There are some other logistics I'd like to work out. This book will very likely need to be split into at least a part 1 and part 2. I would very much like to avoid this, because I want the story to be a single book, but I would not mutilate the story to achieve this effect. The first logistical issue is that selling two $30 books is much harder than selling one. Now you're talking $60 instead. It might be cheaper than that price, but two books are a bigger shipping cost than one as well. I am already expecting to print these at a loss... but if we are talking thousands of dollars in the negative, it would be easier to just go about printing a copy or two for myself and that's it.

For multiple reasons, I wanted to create a digital version of this comic. One of those reasons is to financially support the printed book side of this endeavor, because it doesn't really cost anything to distribute something digitally. Print and digital are very different beasts, and it's been difficult to try to transition. I still want to work at the resolution that I usually do. It's faster, it's more intuitive and enjoyable to me.
Great, I can pack that up into one big file and that's the digital version -- except that one of the biggest differences between working for digital distribution vs print is the resolution. So, for the digital version, this would be 2,250 pixels by 2,940 pixels. Working at a web resolution, it's 540 by 740 (which is honestly a bit too small for my liking). So, I would need to either distribute the digital version at a very large size shrunk down (sadly getting rid of the pixel look), or I need a way to size up the print version without it looking like garbage. So, the second logistical issue is figuring out whether print or digital gets prioritized, and in what ways, based on what's feasible and what I want.

Initially, I wanted Idletry to have a grungy line style with more black shading. I downloaded a bunch of brushes to Clip Studio to test them out a while ago, which I still have. A nice thing about that program is that it lets you turn off the anti-aliasing (blurring effect) on any brush, which makes many of them look pixely. I'm hoping now that I can find a brush which I can run over the sized up lines with, helping integrate the crunchier look into a respectable aesthetic for the story. The above panel of Shiloh is using one type of brush to go over most of the pixely parts of the lines.
It's still binary in nature, meaning that it would be very easy to alter colors with the fill bucket, which will be necessary for making them print-compliant. The third logistical issue, then, is that relining every page will take a significant amount of time. I figured if there were one day of my workweek dedicated to relining and proofing colors, basically treating the art for print, it might be doable. I haven't found a look I'm in love with, yet, and I need to get more comfortable with the process before I can guess how much more time it'll really take me. I also need to do some more print testing on a better printer; the one at home makes the panel look fine, but I don't trust it.

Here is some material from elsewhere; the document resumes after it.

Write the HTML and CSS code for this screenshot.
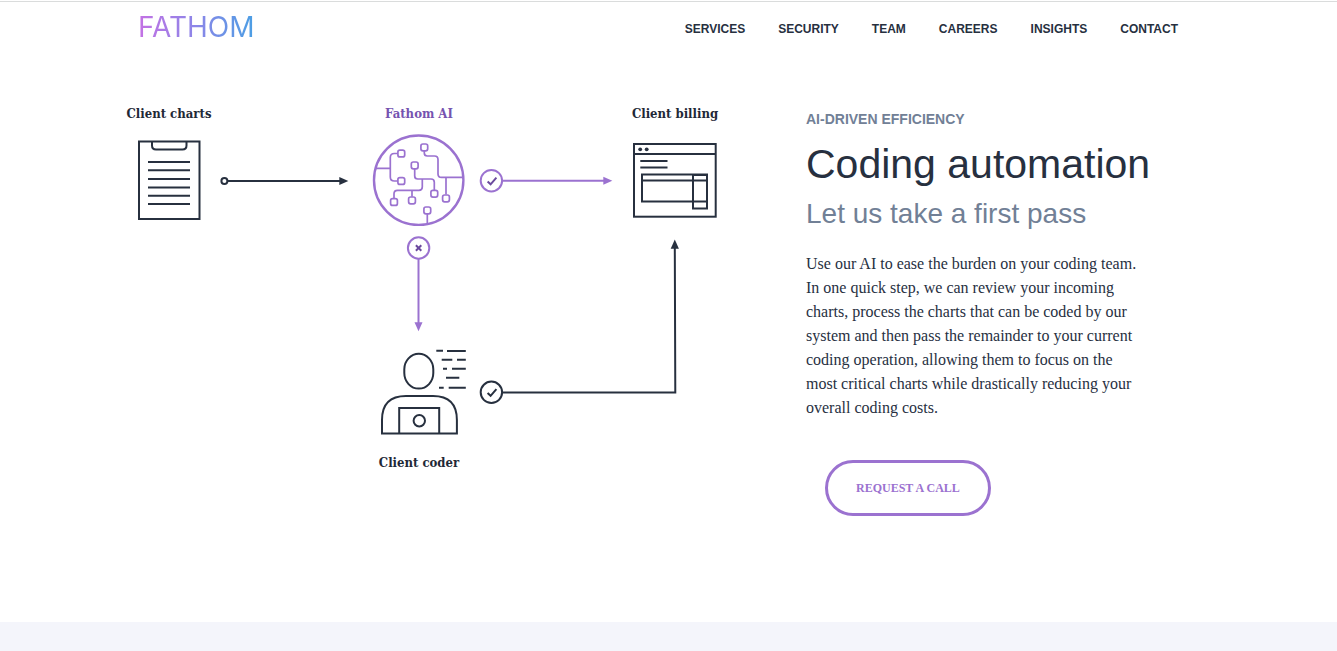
FILE: index.html
```html
<!DOCTYPE html>
<html lang="en">
<head>
<meta charset="utf-8">
<meta name="viewport" content="width=device-width, initial-scale=1">
<title>Fathom – Coding automation</title>
<link rel="stylesheet" href="styles.css">
</head>
<body>
<header class="site-header">
  <div class="header-inner">
    <a class="logo" href="#">FATHOM</a>
    <nav class="nav">
      <a href="#">SERVICES</a>
      <a href="#">SECURITY</a>
      <a href="#">TEAM</a>
      <a href="#">CAREERS</a>
      <a href="#">INSIGHTS</a>
      <a href="#">CONTACT</a>
    </nav>
  </div>
</header>
<main class="hero">
  <svg class="diagram" viewBox="120 95 620 390" role="img" aria-label="Coding automation flow">
    <g class="label">
      <text x="169" y="118">Client charts</text>
      <text x="419" y="118" class="label-ai">Fathom AI</text>
      <text x="675" y="118">Client billing</text>
      <text x="419" y="467">Client coder</text>
    </g>

    <!-- clipboard -->
    <g class="ink">
      <rect x="139" y="141.5" width="60.5" height="77.5"/>
      <path d="M152 141.5V145.500Q152 149.500 156 149.500H182.500Q186.500 149.500 186.500 145.500V141.500"/>
      <path d="M148 162H190M148 170.300H190M148 179H190M148 187.600H190M148 195.700H190M148 204H190"/>
      <circle cx="224.400" cy="181" r="3"/>
      <path d="M227.500 181H340"/>
    </g>
    <path class="ink-fill" d="M339.300 177L348.300 181L339.300 185Z"/>

    <!-- AI circuit -->
    <g class="violet">
      <circle cx="418.700" cy="180.200" r="44.700" stroke-width="2.400"/>
      <g stroke-width="1.700">
        <path d="M375.500 168.300H390.300M397.800 153.500H394.300Q390.300 153.500 390.300 157.500V177Q390.300 181 394.300 181H397.800"/>
        <path d="M424.300 151V153Q424.300 156 427.300 156H434.500Q438 156 438 159.500V174Q438 177.400 441.500 177.400H462.500M446 177.400V194.500"/>
        <path d="M414.700 169V176Q414.700 179 417.700 179H431Q434.300 179 434.300 182.300V190"/>
        <path d="M422.300 179V187Q422.300 190.300 419 190.300H397.500Q394 190.300 394 193.800V198.300M412 190.300V196.700"/>
        <path d="M427.300 214V223.500"/>
        <rect x="397.900" y="150.100" width="6.800" height="6.800" rx="2"/>
        <rect x="397.900" y="177.600" width="6.800" height="6.800" rx="2"/>
        <rect x="420.900" y="144" width="6.800" height="6.800" rx="2"/>
        <rect x="411.300" y="162" width="6.800" height="6.800" rx="2"/>
        <rect x="430.900" y="190.300" width="6.800" height="6.800" rx="2"/>
        <rect x="442.600" y="195" width="6.800" height="6.800" rx="2"/>
        <rect x="390.600" y="198.600" width="6.800" height="6.800" rx="2"/>
        <rect x="408.600" y="197" width="6.800" height="6.800" rx="2"/>
        <rect x="423.900" y="207" width="6.800" height="6.800" rx="2"/>
      </g>
      <circle cx="491.400" cy="180.700" r="10.700"/>
      <path d="M502.500 180.700H604"/>
      <circle cx="418.600" cy="248" r="10.700"/>
      <path d="M418.500 259V323"/>
    </g>
    <path class="violet-fill" d="M603.300 176.700L612.300 180.700L603.300 184.700Z"/>
    <path class="violet-fill" d="M414.500 322.300H422.500L418.500 331.300Z"/>
    <path class="mark" d="M487.600 181.500L490.600 184.300L496.400 177.700M415.900 245.300L421.300 250.700M421.300 245.300L415.900 250.700"/>

    <!-- billing window -->
    <g class="ink">
      <rect x="634" y="144" width="81.700" height="72.700"/>
      <path d="M634 154H715.500M640.300 161H667.500M640.300 167.400H667.500M642 180.600H707"/>
      <rect x="642" y="174.500" width="65" height="27"/>
      <rect x="693" y="175" width="14" height="33.500"/>
    </g>
    <circle class="ink-fill" cx="640.200" cy="149.300" r="1.900"/>
    <circle class="ink-fill" cx="646.700" cy="149.300" r="1.900"/>

    <!-- coder at laptop -->
    <g class="ink">
      <rect x="404.300" y="353.800" width="29" height="34.800" rx="14.500" ry="15.500"/>
      <path d="M382 433.600V420Q382 396 406 396H433Q456.900 396 456.900 420V433.600Z"/>
      <path d="M399.200 433.500V408H439.200V433.500"/>
      <circle cx="419.300" cy="420.700" r="5.700"/>
      <path d="M436.300 350.800H443M447 351H465.800M441.700 359.700H452.300M457 359.700H465.800M443 368.700H447M452 368.700H465.800M446 377.800H459.300M439 387.700H443.700M448.700 387.700H465.800"/>
      <circle cx="491.400" cy="392.300" r="10.700"/>
      <path d="M487.600 393L490.600 395.800L496.400 389.200"/>
      <path d="M502.500 392.400H675.300L674.800 248"/>
    </g>
    <path class="ink-fill" d="M670.700 248.700L674.800 239.500L678.900 248.700Z"/>
  </svg>
  <section class="copy">
    <p class="eyebrow">AI-DRIVEN EFFICIENCY</p>
    <h1 class="title">Coding automation</h1>
    <h2 class="subtitle">Let us take a first pass</h2>
    <p class="body-text">Use our AI to ease the burden on your coding team. In one quick step, we can review your incoming charts, process the charts that can be coded by our system and then pass the remainder to your current coding operation, allowing them to focus on the most critical charts while drastically reducing your overall coding costs.</p>
    <button class="cta" type="button">REQUEST A CALL</button>
  </section>
</main>
<div class="band"></div>
</body>
</html>
```
FILE: styles.css
```css
* {
  box-sizing: border-box;
}

body {
  margin: 0;
  min-height: 100vh;
  display: flex;
  flex-direction: column;
  padding-top: 1px;
  background: #fff;
  color: #27303f;
  font-family: "Liberation Sans", Arial, sans-serif;
}

.site-header {
  border-top: 1px solid #dadcdc;
}

.header-inner {
  max-width: 1097px;
  margin: 0 auto;
  padding: 7px 39px 9px 18px;
  display: flex;
  justify-content: space-between;
  align-items: center;
}

.logo {
  font: 400 28px/36px Inter, sans-serif;
  text-decoration: none;
  color: transparent;
  background: linear-gradient(90deg, #c471e4, #8b86e8 50%, #4a9fe4);
  background-clip: text;
  -webkit-background-clip: text;
}

.nav {
  display: flex;
  gap: 33px;
  padding-top: 4px;
}

.nav a {
  color: #27303f;
  font-size: 12px;
  font-weight: 700;
  line-height: 16px;
  text-decoration: none;
}

.hero {
  width: 100%;
  max-width: 1097px;
  margin: 0 auto;
  padding: 41px 0 106px;
  display: flex;
  align-items: flex-start;
  gap: 66px;
}

.diagram {
  flex: 0 1 620px;
  min-width: 0;
}

.label {
  fill: #1f2937;
  font: 700 13px "DejaVu Serif Condensed", "DejaVu Serif", serif;
  text-anchor: middle;
}

.label-ai {
  fill: #7553b0;
}

.ink {
  fill: none;
  stroke: #27303f;
  stroke-width: 2;
}

.ink-fill {
  fill: #27303f;
}

.violet {
  fill: none;
  stroke: #9b72d0;
  stroke-width: 2;
}

.violet-fill {
  fill: #9b72d0;
}

.mark {
  fill: none;
  stroke: #6b4a9e;
  stroke-width: 2;
}

.copy {
  flex: 1 1 0;
  padding-top: 16px;
}

.eyebrow {
  margin: 0;
  color: #718096;
  font-size: 14px;
  font-weight: 700;
  line-height: 16px;
}

.title {
  margin: 13px 0 0;
  font-size: 41px;
  font-weight: 400;
  line-height: 48px;
}

.subtitle {
  margin: 10px 0 0;
  color: #718096;
  font-size: 28px;
  font-weight: 400;
  line-height: 32px;
}

.body-text {
  max-width: 340px;
  margin: 22px 0 0;
  font-family: "Liberation Serif", "Times New Roman", serif;
  font-size: 16px;
  line-height: 24px;
}

.cta {
  display: block;
  margin: 40px 0 0 19px;
  padding: 17px 28px;
  border: 3px solid #9b72d0;
  border-radius: 28px;
  background: #fff;
  color: #9b72d0;
  font: 700 12px/16px "Liberation Serif", "Times New Roman", serif;
}

.band {
  flex: 1 0 29px;
  background: #f4f5fb;
}
```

That panel was also treated to be CMYK-compliant, and the print test from this ridiculous printer gave colors accurate to what was on-screen, which is good. I downloaded Krita to assist with proofing for CMYK. It lets me soft-proof, just wholesale alter the color space of the image from RGB to CMYK, has an option to visually indicate out-of-gamut colors, and lets me use a color-picker that literally won't allow me to select colors outside of CMYK's range. The fourth logistical roadblock is that colors on a screen are inherently different from colors on a piece of paper. This one is... worrisome, but not too worrisome.

I have a lot of print questions that I won't be able to ask prospective printers until the comic is basically done (maximum page count, for example), and that is nerve-wracking. Although, even if I could not find anyone who is willing to print the comic, I would probably still make it. The subject matter of the comic means that A LOT of printing company options are off of the table, instantly. Still, there are people out there printing NSFW comics, so... There is probably a way to print them, lol. That is the fifth problem, but it won't be solved for a long time.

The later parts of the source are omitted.